For me, it is always a special pleasure when KADK's School of Design moves beyond the production of research papers and graduation of design candidates and directly makes a difference in society. This happened again recently when Odsherred Municipality's focus on its unique geology and landscape and its importance to its inhabitants was recognized with UNESCO's Geopark status--a focus where research and development into local civic creative engagement by means of design processes has played an important role.

Since I was a child I have always been impressed by the fantastic landscapes of Odsherred--especially the dramatic Vejrhøj moraine hills which my family passed by in car every time we visited my grandparents in Rørvig in the Northeastern part of this Zealand peninsula. Last Summer our new industrial PhD scholar, Paya Hauch Fenger, Odsherred Municipality, and I invited our research colleagues from the KADK School of Design along with a couple of my former colleagues from the landscape planning studies from the University of Copenhagen to exchange ideas as for research and development in connection with the Geopark initiative. We all entered a bus on Holbæk Railway Station and had a rather unusual but very interesting seminar in this vehicle with presenters using the tour guide microphone while our driver took us to some of the relevant locations in this beautiful region, incl. Vejrhøj where our journey ended.

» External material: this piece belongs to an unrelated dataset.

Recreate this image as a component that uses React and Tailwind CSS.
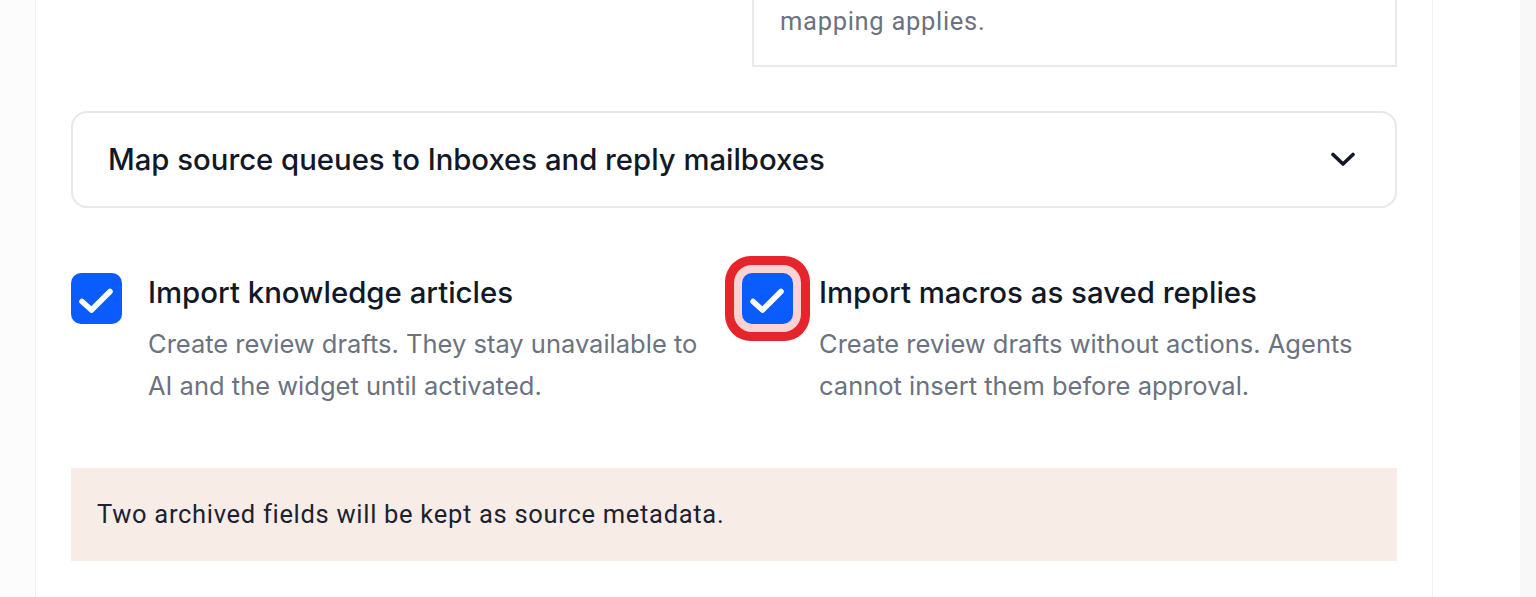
export default function App() {
  const Check = () => (
    <svg width="51" height="51" viewBox="0 0 51 51" fill="none">
      <path d="M11 28.5 L20.5 37 L39 18.5" stroke="white" strokeWidth="5.5" strokeLinecap="round" strokeLinejoin="round" />
    </svg>
  );
  return (
    <div className="flex h-[597px] w-full overflow-hidden bg-white font-['Inter','Noto_Sans',sans-serif]">
      <div className="w-[35px] shrink-0 bg-[#fcfcfd]" />
      <main className="w-[1398px] shrink-0 border-x border-[#eef0f3] bg-white px-[35px]">
        <div className="ml-[681px] mt-[-61px] border-2 border-[#e8eaee] px-[26px] pt-[26px] pb-[26px] font-['Roboto','Liberation_Sans',sans-serif] text-[25.5px] leading-[36px] tracking-[0.7px] text-[#6b7280]">
          <p className="whitespace-nowrap">Unmapped statuses stay open until a priority</p>
          <p>mapping applies.</p>
        </div>

        <div className="mt-[44px] flex h-[97px] items-center justify-between rounded-[16px] border-2 border-[#e6e8ec] pl-[35px] pr-[40px]">
          <span className="text-[29.3px] font-medium text-[#111827]">Map source queues to Inboxes and reply mailboxes</span>
          <svg width="24" height="15" viewBox="0 0 24 15" fill="none">
            <path d="M2 2.5 L12 12 L22 2.5" stroke="#111827" strokeWidth="3.6" strokeLinecap="round" strokeLinejoin="round" />
          </svg>
        </div>

        <div className="mt-[65px] grid grid-cols-2 gap-x-[16px]">
          <div className="flex items-start gap-[26px]">
            <div className="flex size-[51px] shrink-0 items-center justify-center rounded-[10px] bg-[#0b5cff]">
              <Check />
            </div>
            <div className="pt-[2px]">
              <div className="text-[29.4px] font-medium leading-[36px] text-[#111827]">Import knowledge articles</div>
              <p className="mt-[12px] text-[25.5px] leading-[42px] text-[#6b7280]">Create review drafts. They stay unavailable to AI and the widget until activated.</p>
            </div>
          </div>
          <div className="flex items-start gap-[26px]">
            <div className="flex size-[51px] shrink-0 items-center justify-center rounded-[10px] bg-[#0b5cff] shadow-[0_0_0_8px_#fbd3d3,0_0_0_17px_#e5242c]">
              <Check />
            </div>
            <div className="pt-[2px]">
              <div className="text-[29.4px] font-medium leading-[36px] text-[#111827]">Import macros as saved replies</div>
              <p className="mt-[12px] text-[25.5px] leading-[42px] text-[#6b7280]">Create review drafts without actions. Agents cannot insert them before approval.</p>
            </div>
          </div>
        </div>

        <div className="mt-[61px] flex h-[93px] items-center bg-[#f8ece7] pl-[26px] font-['Roboto','Liberation_Sans',sans-serif] text-[25.5px] tracking-[0.7px] text-[#1c2230]">
          Two archived fields will be kept as source metadata.
        </div>
      </main>
      <div className="w-[87px] shrink-0 bg-white" />
      <div className="flex-1 bg-[#f8f8f9]" />
    </div>
  );
}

Today, one year after, we can celebrate that UNESCO now has recognized Odsherred's focus on its underground and its landscape as a ressource for the region's future delopment. Odsherred's newly acquired Geopark status stands for a local pride and a strategic investment in what this region's landscape has to offer current and future inhabitants.

Odsherred Municipality were quick to realize how research may contribute to a strategy. The collaboration with University of Copenhagen's landscape planning studies section has been going on for years. A few years ago we were contacted by the municipality in order to complement the research basis for their work with a project on civic creative engagement and regional identity; a project which the municipality and the KADK School of Design realized by means of a industrial PhD project undertaken by Paya Hauch Fenger and supported by the Danish Research Council (2013-16). Paya's work form part of the Centre for Codesign Research (CODE) at the Department of Product Design. This Summer, Paya worked hard with her main case, the Odsherred Festival, which went on during the last weeks of sunny July for a large audience of local people as well as summer guests; an effort which--along with a long, dedicated work by the munipality--was rewarded with the UNESCO Geopark status last week.

Congratulations to Paya, to Odsherred, and to the municipality!